>> Begin Dataset section

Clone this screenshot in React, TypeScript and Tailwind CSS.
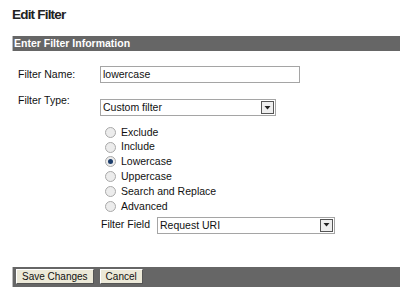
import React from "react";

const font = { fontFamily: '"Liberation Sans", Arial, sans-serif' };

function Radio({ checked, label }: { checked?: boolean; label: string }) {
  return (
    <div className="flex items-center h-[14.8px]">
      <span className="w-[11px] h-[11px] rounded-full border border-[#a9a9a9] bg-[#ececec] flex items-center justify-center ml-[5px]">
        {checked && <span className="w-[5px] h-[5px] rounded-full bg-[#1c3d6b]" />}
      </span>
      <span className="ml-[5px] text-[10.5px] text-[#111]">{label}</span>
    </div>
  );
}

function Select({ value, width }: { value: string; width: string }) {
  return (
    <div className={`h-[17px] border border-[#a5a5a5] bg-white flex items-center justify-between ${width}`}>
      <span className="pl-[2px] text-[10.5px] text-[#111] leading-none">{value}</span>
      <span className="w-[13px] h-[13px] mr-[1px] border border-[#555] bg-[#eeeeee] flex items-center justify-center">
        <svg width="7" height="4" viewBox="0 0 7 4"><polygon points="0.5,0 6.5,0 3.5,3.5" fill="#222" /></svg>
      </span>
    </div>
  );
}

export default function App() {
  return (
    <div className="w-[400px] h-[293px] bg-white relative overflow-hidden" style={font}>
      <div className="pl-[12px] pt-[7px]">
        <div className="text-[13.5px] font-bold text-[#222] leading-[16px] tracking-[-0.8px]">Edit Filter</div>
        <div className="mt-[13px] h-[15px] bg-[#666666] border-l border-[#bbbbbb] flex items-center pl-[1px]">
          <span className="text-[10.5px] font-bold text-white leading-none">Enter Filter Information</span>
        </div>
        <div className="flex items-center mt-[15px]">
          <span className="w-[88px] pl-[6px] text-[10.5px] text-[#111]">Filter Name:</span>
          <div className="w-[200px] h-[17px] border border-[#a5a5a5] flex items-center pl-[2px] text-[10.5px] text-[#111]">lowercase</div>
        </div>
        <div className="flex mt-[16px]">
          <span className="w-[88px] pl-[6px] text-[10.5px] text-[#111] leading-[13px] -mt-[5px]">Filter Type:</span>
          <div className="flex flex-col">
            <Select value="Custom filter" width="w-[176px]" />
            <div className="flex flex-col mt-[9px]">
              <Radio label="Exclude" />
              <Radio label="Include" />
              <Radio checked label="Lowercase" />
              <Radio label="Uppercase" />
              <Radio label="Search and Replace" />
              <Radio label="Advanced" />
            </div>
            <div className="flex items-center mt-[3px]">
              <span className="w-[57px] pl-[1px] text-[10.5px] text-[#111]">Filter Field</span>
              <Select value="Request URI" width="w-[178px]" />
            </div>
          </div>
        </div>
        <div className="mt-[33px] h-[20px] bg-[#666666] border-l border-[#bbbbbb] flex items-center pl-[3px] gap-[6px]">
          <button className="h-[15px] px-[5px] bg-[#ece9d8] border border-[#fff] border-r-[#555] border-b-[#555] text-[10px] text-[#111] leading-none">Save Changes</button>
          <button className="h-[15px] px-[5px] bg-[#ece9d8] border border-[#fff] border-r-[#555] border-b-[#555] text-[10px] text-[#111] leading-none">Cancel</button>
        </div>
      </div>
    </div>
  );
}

>> End Dataset section

Report how many lines of the listing hold the word "React", with nothing but the number.

## Result of the exercise
2